My pumpkin has not yet come up. I just added some more seeds in the hopes this bunch won't be a loser. I'm not real sure about my melons either. I think my anise is coming up but I'm not sure what the seedingly are supposed to look like so I can't weed that bed yet. Blergh!

But I was so excited this morning to see that tiny blush of ripening on the pepper!

Anonymous said...

Yes, I adore your little pepper. I have a pair of Roma's that are no where near ripe, but causing jealously amongst the folks who told me I put it in too early (mid-April).
My daughter (age 10 1/2) is responsible for the peas. They aren't really doing all that well, but they are blooming and, to her at least, they are doing GREAT. She is also able to see the difference in potato variety, and can't wait to impress someone with her knowledge.
My other daughter, age 3, goes out to check the garden with me every night. She planted a few marigolds in one corner, so she stops to smell them while I pull a few weeds (I hate *HATE* the morning glories!)
The boys could care less until it is time to dig potatoes. THEN it is cool because:
A: They taste so good.
B: They dug them up themselves.
C: It is like digging up buried treasure.
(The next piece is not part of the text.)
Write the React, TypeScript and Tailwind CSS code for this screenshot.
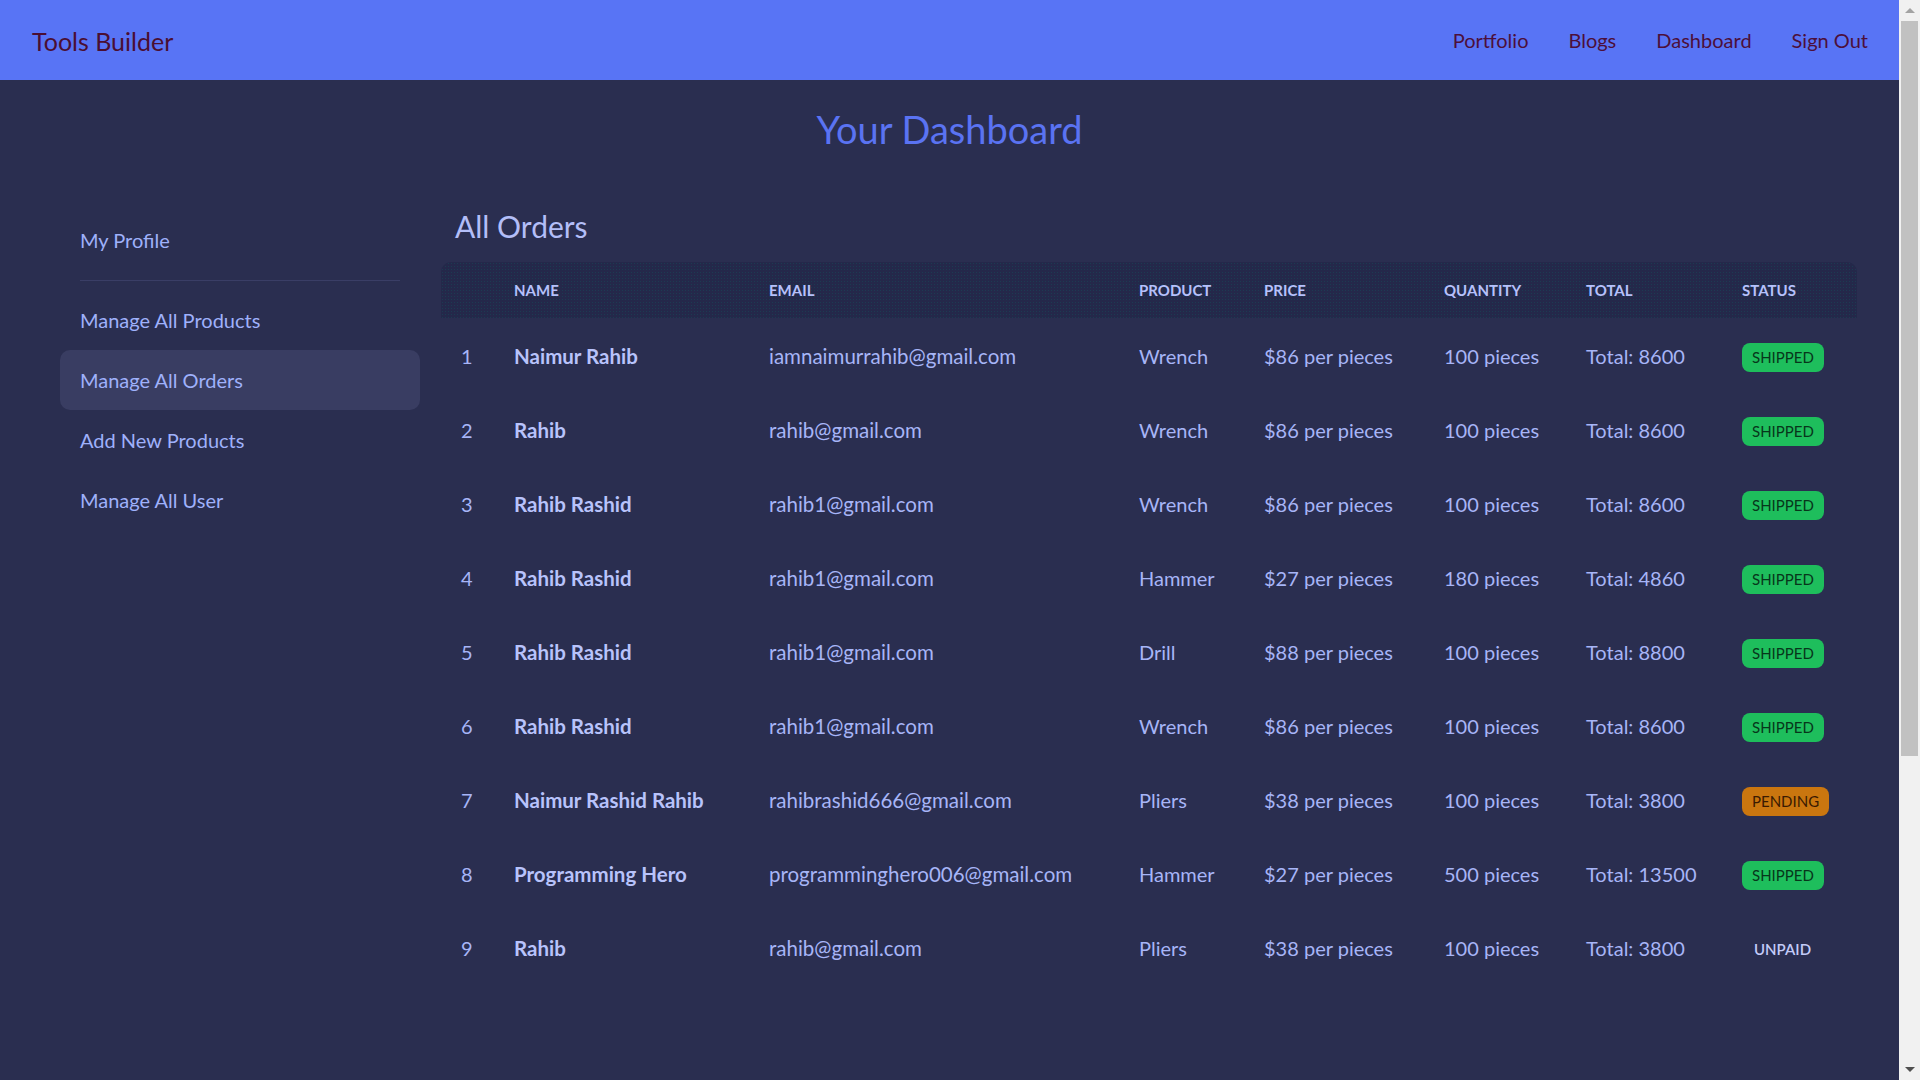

The cilantro we planted is already going to seed (it seems). I hope my wife will know what to do with it when it comes time to make salsa. (I sure don't)

Anonymous said...

Everythings a-bloomin. The white taters (well, not the reds), the maters, the peppers, the peas and the punkins. Even the 6 carrots (out of two 8' rows) that actually came up are thriving after a good heavy dowsing of the entire garden area with the old garden hose.

There just aren't words to explain the joy I get in watching the things I planted grow. My grandpa was the same way. He'd sit by his little garden shed, drinking his Budweiser, watching the sun set. I check my garden when I get home from work, pull a few weeds, marvel at natures wonders. I get a big kick out of it when one of my kids helps, sees what THEY planted growing, and are excited by that.

Everything should be ripening up nicely just about the week we go on vacation (of course).